Caro engº. José Sócrates,
Espero que esta o encontre bem. Li com atenção as suas cartas e
foi apenas por falta de tempo que não respondi mais depressa. Lembro-me de, no
fim do liceu, ter mantido alguma correspondência com antigos colegas mas, por
uma razão ou por outra, a troca de cartas foi-se tornando cada vez mais rara,
até que parou completamente. Não gostaria de cometer esse erro outra vez.
Parece-me importante manter o contacto com as pessoas do nosso passado, como
antigos colegas e antigos primeiros-ministros.
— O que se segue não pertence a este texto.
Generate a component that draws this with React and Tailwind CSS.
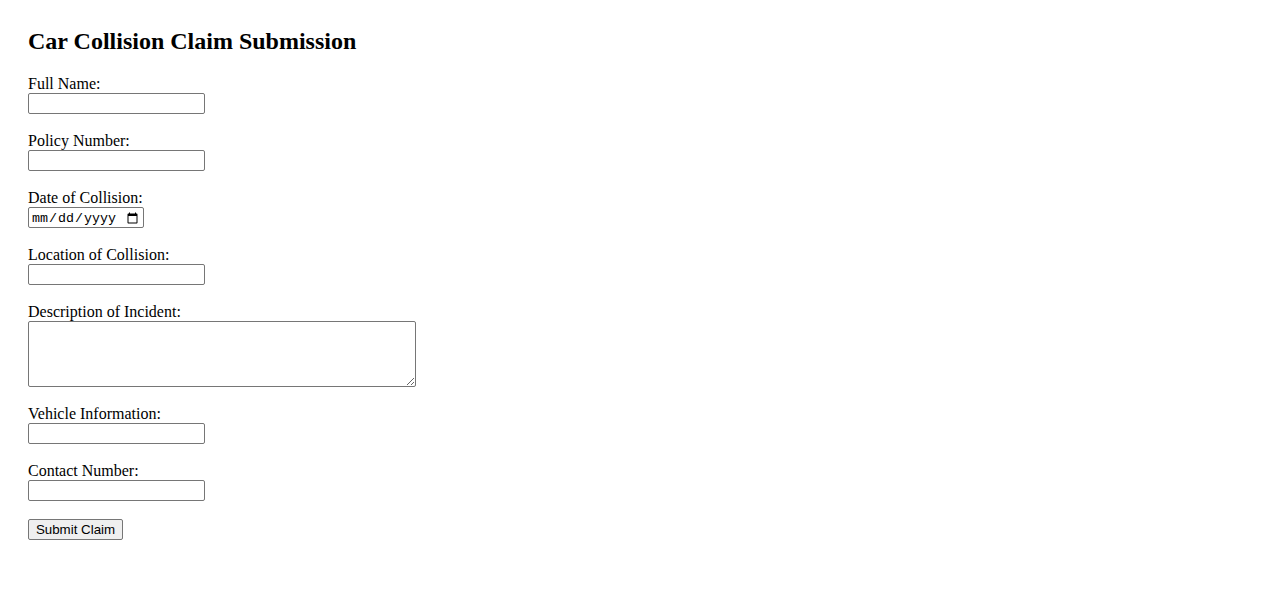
export default function App() {
    const fields = [
        { label: "Full Name:", type: "text" },
        { label: "Policy Number:", type: "text" },
        { label: "Date of Collision:", type: "date" },
        { label: "Location of Collision:", type: "text" },
        { label: "Description of Incident:", type: "textarea" },
        { label: "Vehicle Information:", type: "text" },
        { label: "Contact Number:", type: "tel" },
    ];

    const box = "border border-[#767676] rounded-[2px] bg-white text-[13.33px] outline-none";

    return (
        <div className="min-h-screen bg-white text-black font-['Liberation_Serif',serif] px-[28px] pt-[27px]">
            <h2 className="text-[24px] font-bold leading-[28px] mb-[20px]">
                Car Collision Claim Submission
            </h2>

            <form className="flex flex-col items-start" onSubmit={(e) => e.preventDefault()}>
                {fields.map((f) => (
                    <div key={f.label} className="flex flex-col items-start mb-[18px]">
                        <label className="text-[16px] leading-[18px]">{f.label}</label>
                        {f.type === "textarea" ? (
                            <textarea className={`${box} w-[388px] h-[66px] px-[2px] py-[2px] font-['Liberation_Mono',monospace]`} />
                        ) : f.type === "date" ? (
                            <input
                                type="date"
                                className={`${box} w-[116px] h-[21px] px-[2px] pt-[2px] font-['Liberation_Mono',monospace] text-[13.33px]`}
                            />
                        ) : (
                            <input
                                type={f.type}
                                className={`${box} w-[177px] h-[21px] px-[2px]`}
                            />
                        )}
                    </div>
                ))}

                <button
                    type="submit"
                    className="h-[21px] w-[95px] border border-[#767676] rounded-[2px] bg-[#efefef] font-['Liberation_Sans',Arial,sans-serif] text-[13.33px] leading-none text-black"
                >
                    Submit Claim
                </button>
            </form>
        </div>
    );
}
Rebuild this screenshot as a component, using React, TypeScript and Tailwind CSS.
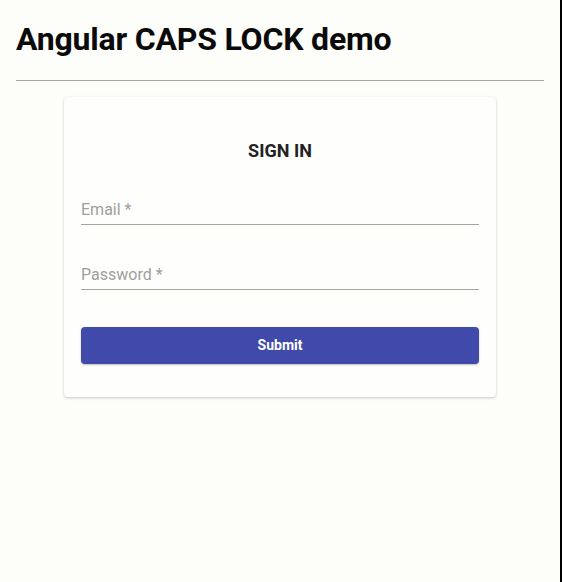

Tenho pensado bastante nas observações que vai fazendo. Esta
última carta sensibilizou-me especialmente, na medida em que criticava a
cobardia dos políticos, a cumplicidade dos jornalistas, o cinismo dos
professores de Direito e o desprezo das pessoas decentes. Como creio que sabe,
não pertenço a nenhuma das categorias citadas, e por isso fui deixado de fora
do seu olhar crítico, pelo que lhe agradeço.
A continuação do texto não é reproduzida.